1  Wayne Rooney Manchester United
2  Robin van Persie Arsenal
3  David Silva Manchester City
4  Luka Modric Tottenham
5  Gareth Bale Tottenham
6  Antonio Valencia Manchester United
7  Mikel Arteta Arsenal
8  Sergio Agüero Manchester City
9  Michael Carrick Manchester United
10  Yaya Touré Manchester City
11  Juan Mata Chelsea
12  Nani Manchester United
13  Samir Nasri Manchester City
14  Clint Dempsey Fulham
15  Luis Suárez Liverpool
16  Frank Lampard Chelsea
17  Rafael van der Vaart Tottenham
18  Emmanuel Adebayor Tottenham
19  Ashley Young Manchester United
20  James Morrison West Bromwich

This looks very reasonable to me and validates the players’ views to a degree, too. Dempsey is 14th, which is great when you consider how many players are in this business, but not as high as we might hope if we’re in an excitable mood.

In mitigation, only he and WBA’s James Morrison (Mr Mojo Risin’) are not from the best teams in the league, which a) shows how well they’ve played and b) shows that they probably could play for said teams.

So it’s not a disaster that he’s been overlooked.

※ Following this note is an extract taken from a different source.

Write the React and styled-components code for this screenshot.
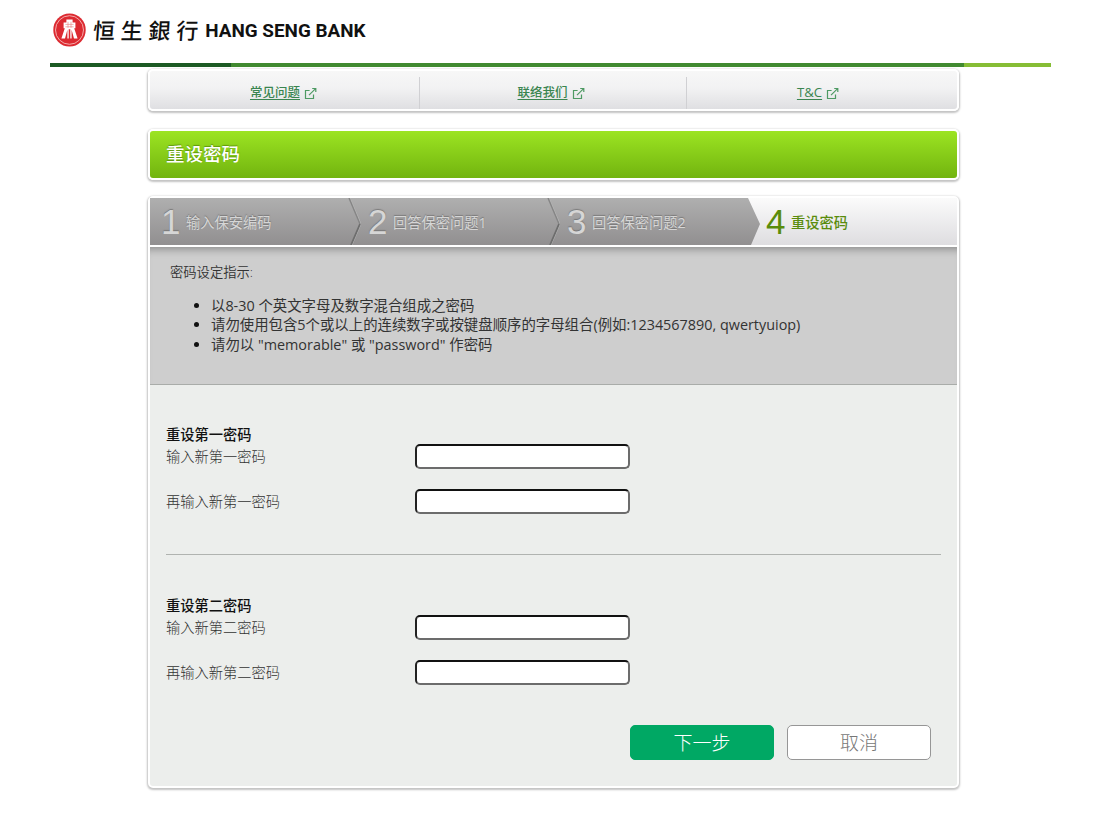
import React from 'react';
import styled, { createGlobalStyle } from 'styled-components';

const navLinks = [
  { label: '常见问题', width: 269, offset: 2 },
  { label: '联络我们', width: 267, offset: 4 },
  { label: 'T&C', width: 271, offset: 8 },
];

const steps = [
  { label: '输入保安编码', width: 211, pad: 11 },
  { label: '回答保密问题1', width: 199, pad: 7 },
  { label: '回答保密问题2', width: 200, pad: 7 },
  { label: '重设密码', width: 197, pad: 6 },
];

const rules = [
  '以8-30 个英文字母及数字混合组成之密码',
  '请勿使用包含5个或以上的连续数字或按键盘顺序的字母组合(例如:1234567890, qwertyuiop)',
  '请勿以 "memorable" 或 "password" 作密码',
];

const groups = [
  { title: '重设第一密码', fields: ['输入新第一密码', '再输入新第一密码'] },
  { title: '重设第二密码', fields: ['输入新第二密码', '再输入新第二密码'] },
];

function Logo() {
  return (
    <svg width="33" height="34" viewBox="0 0 33 34">
      <ellipse cx="16.5" cy="17" rx="16.2" ry="16.5" fill="#dc2a31" />
      <ellipse
        cx="16.5"
        cy="17"
        rx="14"
        ry="14.3"
        fill="none"
        stroke="#f6b9b8"
        strokeWidth="0.9"
      />
      <path
        d="M13.4 6.4h6.2v3.2h2.8v5.6h-1.2l3.4 10.4h-3.6l-2.4-8.8v8.8h-1.3v-9.4h-1.6v9.4h-1.3v-8.8L12 25.6H8.4l3.4-10.4h-1.2V9.6h2.8z"
        fill="#fff"
      />
      <path
        d="M12.4 11.4h8.2M12.4 13.8h8.2M15 8.8v6M18 8.8v6"
        stroke="#eb8d8e"
        strokeWidth="0.7"
      />
    </svg>
  );
}

function ExternalIcon() {
  return (
    <svg
      width="13"
      height="13"
      viewBox="0 0 13 13"
      fill="none"
      stroke="#4e9a63"
      strokeWidth="1.2"
    >
      <path d="M5.6 3.5H1.5v8h8V7.6" />
      <path d="M5 8.2L11.6 1.6M8.2 1.5h3.6v3.6" />
    </svg>
  );
}

function Arrow({ last }) {
  return (
    <svg width="14" height="47" viewBox="0 0 14 47">
      {last ? (
        <>
          <defs>
            <linearGradient id="light" x1="0" y1="0" x2="0" y2="1">
              <stop offset="0" stopColor="#fbfbfb" />
              <stop offset="1" stopColor="#dedde0" />
            </linearGradient>
          </defs>
          <path d="M2 0L14 26L5 47H14V0z" fill="url(#light)" />
        </>
      ) : (
        <>
          <path d="M3 0L14 26L5 47" fill="none" stroke="#b5b5b5" />
          <path d="M2 0L13 26" fill="none" stroke="#858585" strokeWidth="1.4" />
          <path d="M13 26L4 47" fill="none" stroke="#6d6d6d" strokeWidth="1.8" />
        </>
      )}
    </svg>
  );
}

function App() {
  return (
    <Page>
      <GlobalStyle />
      <Header>
        <Logo />
        <ChineseName>恒生銀行</ChineseName>
        <EnglishName>HANG SENG BANK</EnglishName>
      </Header>
      <Stripe />

      <Content>
        <Nav>
          {navLinks.map((item) => (
            <NavItem key={item.label} $width={item.width} $offset={item.offset}>
              <a href="#top">{item.label}</a>
              <ExternalIcon />
            </NavItem>
          ))}
        </Nav>

        <Title>重设密码</Title>

        <Panel>
          <Steps>
            {steps.map((step, i) => (
              <Step
                key={step.label}
                $width={step.width}
                $pad={step.pad}
                $active={i === 3}
              >
                <StepNumber>{i + 1}</StepNumber>
                <StepLabel>{step.label}</StepLabel>
                {i < 3 && <Arrow last={i === 2} />}
              </Step>
            ))}
          </Steps>

          <Guide>
            <p>密码设定指示:</p>
            <ul>
              {rules.map((rule) => (
                <li key={rule}>{rule}</li>
              ))}
            </ul>
          </Guide>

          <Form onSubmit={(e) => e.preventDefault()}>
            {groups.map((group) => (
              <Group key={group.title}>
                <h2>{group.title}</h2>
                {group.fields.map((field) => (
                  <Field key={field}>
                    <span>{field}</span>
                    <input type="password" />
                  </Field>
                ))}
              </Group>
            ))}
            <Buttons>
              <Button $primary>下一步</Button>
              <Button type="button">取消</Button>
            </Buttons>
          </Form>
        </Panel>
      </Content>
    </Page>
  );
}

export default App;

const GlobalStyle = createGlobalStyle`
  * {
    box-sizing: border-box;
  }

  body {
    margin: 0;
    background: #fff;
    color: #333;
    font-family: 'Open Sans', 'Noto Sans CJK SC', sans-serif;
    font-size: 14.25px;
  }

  h1, h2, p, ul {
    margin: 0;
    padding: 0;
  }
`;

const Page = styled.div`
  height: 826px;
  overflow: hidden;
`;

const Header = styled.header`
  display: flex;
  align-items: center;
  height: 63px;
  padding: 0 0 3px 53px;
`;

const ChineseName = styled.span`
  margin-left: 7px;
  padding-bottom: 3px;
  color: #111;
  font-family: 'Noto Sans CJK TC', sans-serif;
  font-size: 22px;
  font-weight: 500;
  letter-spacing: 5.8px;
  line-height: 30px;
  white-space: nowrap;
  transform: skewX(-4deg);
`;

const EnglishName = styled.span`
  margin-left: 1px;
  padding-top: 2px;
  color: #111;
  font-family: Roboto, sans-serif;
  font-size: 18.9px;
  font-weight: 700;
  line-height: 30px;
  white-space: nowrap;
`;

const Stripe = styled.div`
  width: 1001px;
  height: 4px;
  margin-left: 50px;
  background: linear-gradient(
    to right,
    #1c5a24 181px,
    #418a30 181px,
    #418a30 914px,
    #86bd35 914px
  );
`;

const Content = styled.main`
  width: 811px;
  margin: 2px 0 0 148px;
`;

const Box = styled.div`
  border: 2px solid #fff;
  border-radius: 5px;
  box-shadow: 0 1px 2px 1px rgba(0, 0, 0, 0.24);
`;

const Nav = styled(Box)`
  display: flex;
  height: 42px;
  background: linear-gradient(#f7f7f7, #f2f2f3 45%, #dfdfe2);
`;

const NavItem = styled.div`
  display: flex;
  justify-content: center;
  align-items: center;
  gap: 4px;
  width: ${(props) => props.$width}px;
  margin-top: 6px;
  padding: 0 ${(props) => props.$offset}px 1px 0;

  & + & {
    border-left: 1px solid #d0d0d3;
  }

  a {
    color: #3a8550;
    font-size: 12.5px;
    font-weight: 500;
    line-height: 18px;
    text-underline-offset: 2px;
  }

  &:last-child a {
    padding-bottom: 2px;
    font-size: 13.2px;
  }

  svg {
    margin-top: 2px;
  }
`;

const Title = styled(Box).attrs({ as: 'h1' })`
  height: 51px;
  margin-top: 18px;
  padding-left: 16px;
  background: linear-gradient(#9ce422, #72b40f);
  color: #fff;
  font-size: 18.5px;
  font-weight: 500;
  line-height: 46px;
  text-shadow: 0 -1px 1px rgba(50, 90, 0, 0.5);
`;

const Panel = styled(Box)`
  height: 592px;
  margin-top: 16px;
  background: #eceeec;
`;

const Steps = styled.div`
  display: flex;
  height: 49px;
  border-bottom: 2px solid #fff;
`;

const Step = styled.div`
  display: flex;
  align-items: center;
  width: ${(props) => props.$width}px;
  height: 47px;
  padding-left: ${(props) => props.$pad}px;
  background: ${(props) =>
    props.$active
      ? 'linear-gradient(#fbfbfb, #dedde0)'
      : 'linear-gradient(#afafaf, #918f90)'};
  color: ${(props) => (props.$active ? '#5a8c0c' : '#d6d6d6')};
  font-weight: ${(props) => (props.$active ? 500 : 400)};
  text-shadow: ${(props) =>
    props.$active ? 'none' : '0 -1px 1px rgba(80, 80, 80, 0.5)'};

  svg {
    margin-left: auto;
  }
`;

const StepNumber = styled.span`
  width: 19px;
  margin-right: 6px;
  font-family: 'Liberation Sans', sans-serif;
  font-size: 35px;
  font-weight: 400;
  line-height: 47px;
`;

const StepLabel = styled.span`
  padding-top: 2px;
  line-height: 20px;
  white-space: nowrap;
`;

const Guide = styled.section`
  height: 138px;
  padding: 16px 20px 0;
  border-bottom: 1px solid #a9aca9;
  background: #cecece;
  box-shadow: inset 0 9px 8px -7px rgba(0, 0, 0, 0.35);
  font-size: 14.4px;
  line-height: 19.5px;

  p {
    font-size: 13.3px;
    font-weight: 350;
  }

  ul {
    margin-top: 13px;
    padding-left: 41px;
    font-weight: 400;
  }

  li::marker {
    color: #111;
  }
`;

const Form = styled.form`
  padding: 0 16px;
`;

const Group = styled.section`
  height: 169px;
  padding-top: 39px;

  & + & {
    height: 171px;
    padding-top: 40px;
    border-top: 1px solid #b0b3b0;
  }

  h2 {
    height: 20px;
    color: #111;
    font-size: 14.25px;
    font-weight: 500;
    line-height: 22px;
  }
`;

const Field = styled.label`
  display: flex;
  align-items: center;
  height: 25px;
  margin-bottom: 20px;
  font-weight: 300;

  span {
    width: 249px;
    padding-bottom: 3px;
  }

  input {
    width: 215px;
    height: 25px;
    border: 2px solid #6c6c6c;
    border-top-color: #111;
    border-left-color: #222;
    border-radius: 5px;
    background: #fff;
  }
`;

const Buttons = styled.div`
  display: flex;
  justify-content: flex-end;
  gap: 13px;
  padding-right: 10px;
`;

const Button = styled.button`
  width: 144px;
  height: 35px;
  padding: 0 0 2px;
  border: 1px solid ${(props) => (props.$primary ? '#00a864' : '#969696')};
  border-radius: 5px;
  background: ${(props) => (props.$primary ? '#00a864' : '#fff')};
  color: ${(props) => (props.$primary ? '#fff' : '#777')};
  font-family: inherit;
  font-size: 19px;
  font-weight: 300;
`;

What I suspect might work out in his favour is the writers’ award. I read a lot of the sports papers and it seems to me that a lot of football journalists were on to Dempsey before Fulham fans were. They’ve often talked him up, and while fans are horribly quick to find flaws, neutral sportswriters come, watch, and write. Dempsey’s always been well enough regarded and has received even more good press this year. I think the writers like Dempsey, and will want to show that they’re not just big team obsessed.  It wouldn’t surprise me in the least if he placed in those awards.

14 thoughts on “Awards and Clint Dempsey

  1. Goodness me – Michael Carrick is the best English midfielder on that list. I don’t think the PFA shortlist is an absolute shocker; my initial perception – that Aguero might have been a tad fortunate to make it – is partially backed up by that data. Dempsey has played very very well in a middling team, but then Demba Ba is part of a Newcastle side that might unexpectedly nab fourth place. He too, probably has every right to feel aggrieved.

    Rich – Have you seen the ’20 years since football was invented’ awards. Warren Barton as best right back anyone? Best match is particularly interesting – the lowest match aggregate is 5 goals – we don’t go in for defensive admiration do we?!

  2. There is, of course, a flaw with the WhoScored list – not one defender or goalkeeper. In fact, almost everyone is a striker or attacking midfielder, with a few exceptions of less attacking central midfielders.

    Which begs the question – is it possible to compare attacking players contributions with defenders contributions? Therefore, should they not have a more nuanced system – attacker of the year, midfielder of the year and defender of the year?

    1. interesting. Does that mean the best attackers stand out while the best defenders aren’t that much better than less good defenders? United replaced Vidic with Evans but couldn’t replace Rooney were they to lose him.

      1. I guess you could argue that good defending doesn’t lend itself to statistics. The best individual measure you might have is number of tackles made (or % that were successful), but then isn’t tackling only supposed to be a last resort if a side is truly great at defending (anticipation and reading of the game removing the need to tackle)? If so, how on earth do you measure good defending? Is it purely a qualitative perception if statistics aren’t able to show it?

        1. I agree – good defending means not doing anything! I guess they must have a ‘top down’ team level approach to get around this – I remember in the early days of Opta the worst teams’ defenders were always better rated for this very reason. So I would imagine that by now they’re well past this, but it’s a valid observation and one I’ll run by someone now.

      2. I do think there’s something to this. The space separating your best and worst Premiere League defenders is smaller than the space separating your best and worst attackers.

  3. Leave it up to Rich to inject a little reason and to show that, ok, maybe I am a *little* biased.

    But I’m still not totally convinced.

    Bale factoring in 17 goals vs Modric’s 7 doesn’t carry some weight? Modric is a superior passer, but in 31 app shouldn’t those passes be leading to more goals? Even Rooney ahead of RVP strikes me as upside down. Then again, is Rooney really without a yellow? Contest over, he’s arrived. Also agree that Ba’s absence seems strange.

    And Nasri ahead of our Texan? Oh, it’s just too much to bear. He doesn’t start half the matches, for starters.

    But maybe the algorithm is more sophisticated than I am, and I’m just not getting it, in which case I will concede defeat. Alex L’s solution is Solomon-like.

    1. I don’t know that you can just look at goals and assists, which only occur 2/3 times a game. So much else goes into a match and the central midfielders will be effectively running the game. Modric and Parker might not have the fancy numbers but I don’t know that there’s a better combo than them playing today.

      1. Well, yes. And Jonathan Wilson says goals are overrated, and I think I know what he’s getting at. But for a playmaker it seems like assists ought to be given some weight.